Les libéraux ont investi 500 millions de dollars (M$) dans l’expansion du programme en 2021, ce qui permettra aux gouvernements fédéral et provincial de combiner des fonds pour financer les services de police auprès des Premières Nations.

Le rapport de M. Hogan indique également que la Gendarmerie royale du Canada (GRC) ne respectait pas ses engagements envers les communautés, ne dépensait pas l’argent de manière équitable et était sur le point de laisser 45 M$ alloués au programme non dépensés cette année.

Par exemple, dans un échantillon de 26 communautés desservies par la GRC dans le cadre du programme, seulement 38% avaient des agents capables de consacrer 100 pour cent de leur temps aux communautés qu’ils desservaient, selon les besoins.
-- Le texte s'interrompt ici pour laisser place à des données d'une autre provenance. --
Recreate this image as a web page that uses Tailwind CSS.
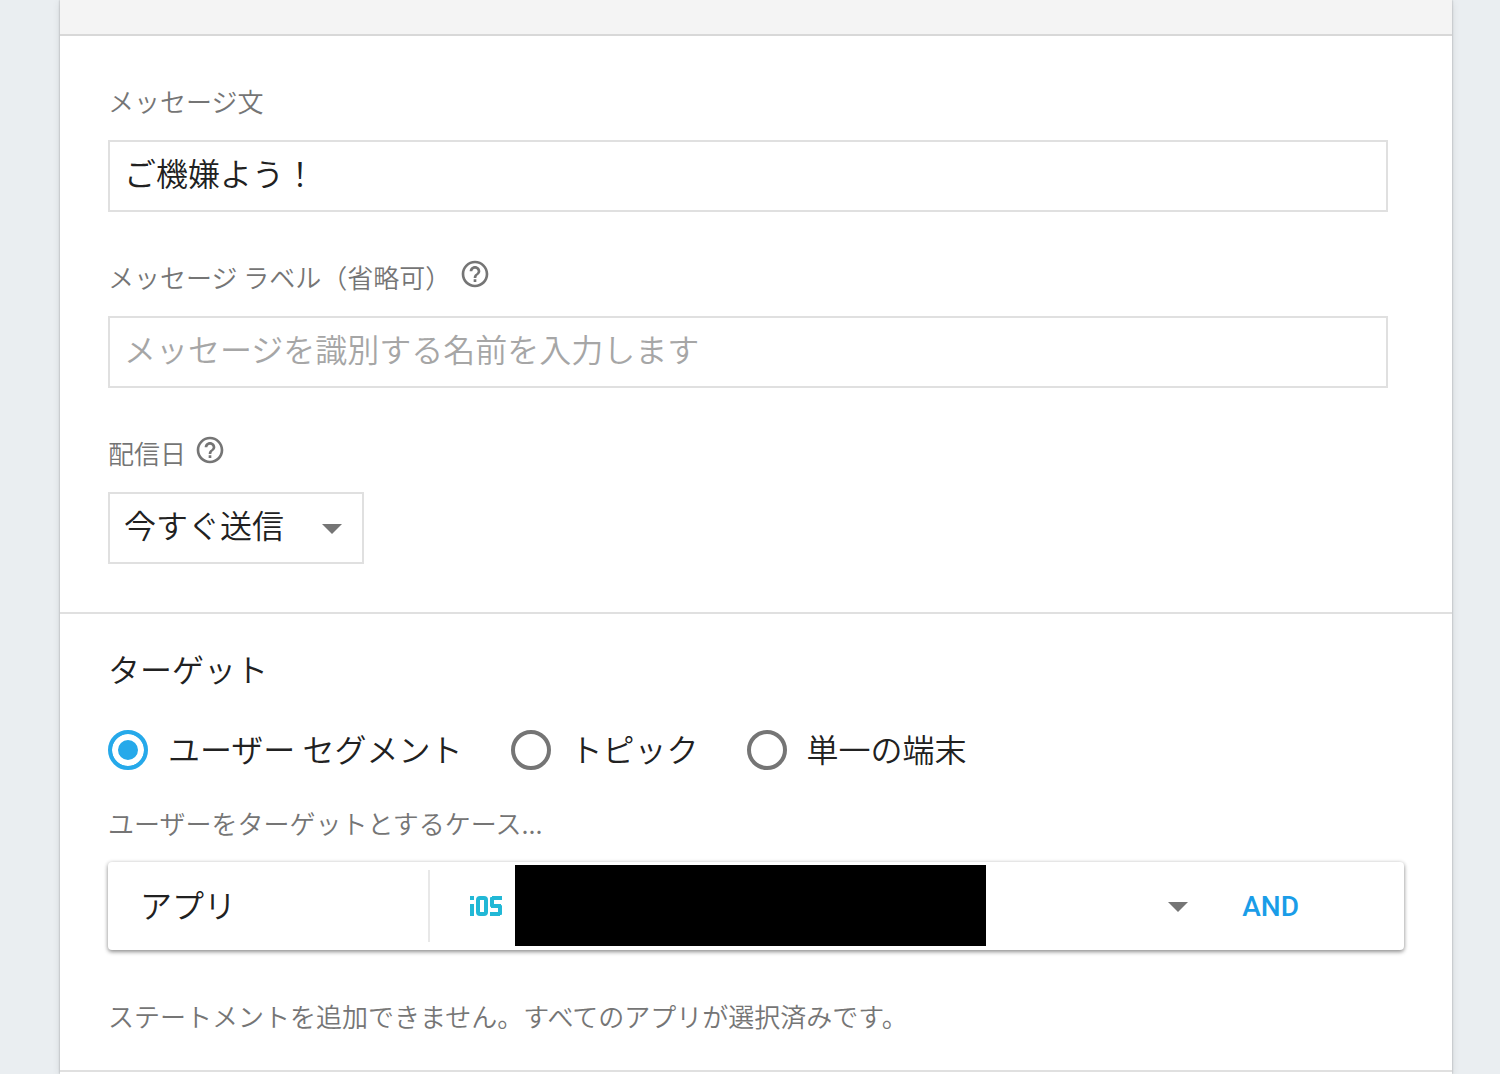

«En ne s’acquittant pas de certaines de leurs responsabilités dans le cadre du Programme, Sécurité publique Canada et la Gendarmerie royale du Canada ont pris des mesures qui ne s’arriment pas à l’objectif visant à renforcer la confiance des collectivités des Premières Nations et des Inuit et à l’engagement à l’égard de la vérité et de la réconciliation du gouvernement du Canada.»

Le Programme de services de police des Premières Nations et des Inuits a longtemps fait l’objet de critiques, à la fois lors d’un audit de performance antérieur et dans le cadre d’une plainte et d’un litige en matière de droits de la personne.